Traveling is always fun and exciting until roadblocks happen. One roadblock that most people find really scary is getting offloaded while in transit - all the effort you put in packing, preparing your itinerary, getting to the airport will be all for nothing when you get offloaded.
1. Be confident. If you are an honest-to-goodness tourist/transit passenger, then there is no reason for you to feel nervous when you are interviewed by an immigration officer. Just let them know that you are merely transiting to another destination. Nothing more. Do not overshare, just answer what is being asked. Immigration officers are trained to profile you, so less talk, less mistake.

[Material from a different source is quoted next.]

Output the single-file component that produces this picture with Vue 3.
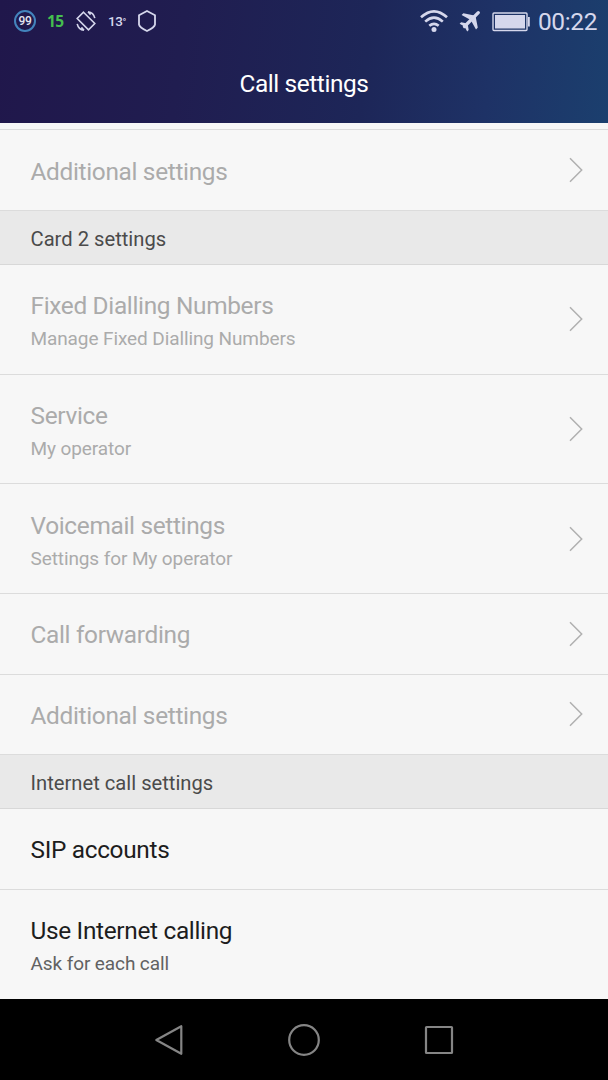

2. Make sure your passport is still valid for at least 6 mos. This has become a general rule when traveling abroad. The longer the expiration date, the better. Knowing how difficult it is to secure a schedule with our DFA for passport renewals, it is wise to secure a schedule way ahead of your passport’s expiration date.
3. Present your airline ticket stating your country-destination. A round-trip ticket is a plus.
4. Proof of financial capacity. This helps the immigration officer to easily profile you as a tourist since they would usually take this as you have the capacity to travel back to your country-origin.
There you have it! A little heads up, these instructions and tips are NOT foolproof. Use these as a mere guide and make sure to still ask and confirm with the US Embassy the necessary steps to take as these requirements could change as they pleased. Good luck!